• WHAT YOU WILL DO: Each line that holds the word "React" is to be identified and copied.
***** SUPPLIED MATERIAL *****
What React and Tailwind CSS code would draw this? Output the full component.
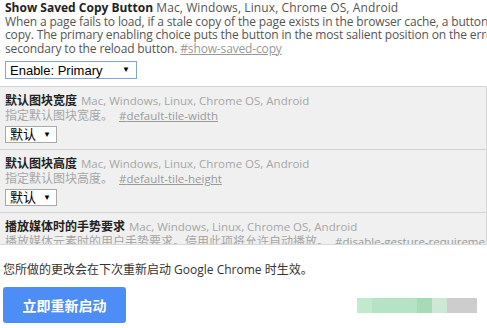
import React from 'react';

const cjk = '"Open Sans", "Noto Sans CJK SC", sans-serif';

const Select = ({ label, width }) => (
  <div
    className={`flex h-[17px] items-center justify-between border border-[#a9a9a9] bg-white pl-[4px] pr-[5px] text-[13px] text-black ${width}`}
    style={{ fontFamily: '"Liberation Sans", "Noto Sans CJK SC", sans-serif' }}
  >
    <span className="leading-none">{label}</span>
    <span className="text-[8px] leading-none">▼</span>
  </div>
);

const FlagRow = ({ title, desc, tag, select }) => (
  <div className="border-t border-[#d3d3d3] px-[5px] pt-[6px] pb-[6px]">
    <div className="flex h-[15px] items-center whitespace-nowrap">
      <span className="text-[12px] font-bold text-[#222]">{title}</span>
      <span className="ml-[4px] text-[11.5px] text-[#a6a6a6]">Mac, Windows, Linux, Chrome OS, Android</span>
    </div>
    <div className="flex h-[15px] items-center whitespace-nowrap text-[#a6a6a6]">
      <span className="text-[12px]">{desc}</span>
      <span className="ml-[6px] text-[11.5px] underline text-[#9a9a9a]">#{tag}</span>
    </div>
    {select && <div className="mt-[3px]">{select}</div>}
  </div>
);

export default function App() {
  return (
    <div className="h-[328px] w-[487px] overflow-hidden bg-white" style={{ fontFamily: cjk }}>
      {/* saved copy flag */}
      <div className="h-[86px] px-[5px] pt-[1px] text-[12px] leading-[13.5px] whitespace-nowrap">
        <div>
          <span className="font-bold text-[#222]">Show Saved Copy Button</span>{' '}
          <span className="tracking-[0.1px] text-[#555]">Mac, Windows, Linux, Chrome OS, Android</span>
        </div>
        <div className="tracking-[-0.15px] text-[#555]">
          When a page fails to load, if a stale copy of the page exists in the browser cache, a button will be presented to allow the user to load that stale
        </div>
        <div className="tracking-[-0.15px] text-[#555]">
          copy. The primary enabling choice puts the button in the most salient position on the error page; the secondary enabling choice puts it
        </div>
        <div className="tracking-[-0.15px] text-[#555]">
          secondary to the reload button. <span className="underline text-[#999]">#show-saved-copy</span>
        </div>
        <div className="mt-[6px] flex h-[18px] w-[132px] items-center justify-between border border-[#7ea6d6] bg-white pl-[4px] pr-[6px] text-[13px] text-black" style={{ fontFamily: '"Liberation Sans", sans-serif' }}>
          <span className="leading-none">Enable: Primary</span>
          <span className="text-[8px] leading-none">▼</span>
        </div>
      </div>

      {/* disabled-looking flags */}
      <div className="h-[159px] overflow-hidden border-r border-b border-[#d8d8d8] bg-[#f0f0f0]">
        <FlagRow
          title="默认图块宽度"
          desc="指定默认图块宽度。"
          tag="default-tile-width"
          select={<Select label="默认" width="w-[52px]" />}
        />
        <FlagRow
          title="默认图块高度"
          desc="指定默认图块高度。"
          tag="default-tile-height"
          select={<Select label="默认" width="w-[52px]" />}
        />
        <FlagRow
          title="播放媒体时的手势要求"
          desc="播放媒体元素时的用户手势要求。停用此项将允许自动播放。"
          tag="disable-gesture-requirement-for-media-playback"
        />
      </div>

      {/* restart */}
      <div className="px-[3px] pt-[17px]">
        <div className="text-[12px] leading-[15px] text-[#333]">
          您所做的更改会在下次重新启动 Google Chrome 时生效。
        </div>
        <div className="mt-[10px] flex items-center justify-between">
          <button className="h-[36px] w-[123px] rounded-[3px] bg-[#4c8df6] text-[14px] font-bold text-white">
            立即重新启动
          </button>
          <div className="mr-[7px] flex h-[15px]">
            <div className="w-[15px] bg-[#c2e8cd]" />
            <div className="w-[45px] bg-[#b6e3c4]" />
            <div className="w-[15px] bg-[#a7dbb7]" />
            <div className="w-[15px] bg-[#cde9d6]" />
            <div className="w-[30px] bg-[#cdcdcd]" />
          </div>
        </div>
      </div>
    </div>
  );
}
*****
• EXPECTED ANSWER:
What React and Tailwind CSS code would draw this? Output the full component.
import React from 'react';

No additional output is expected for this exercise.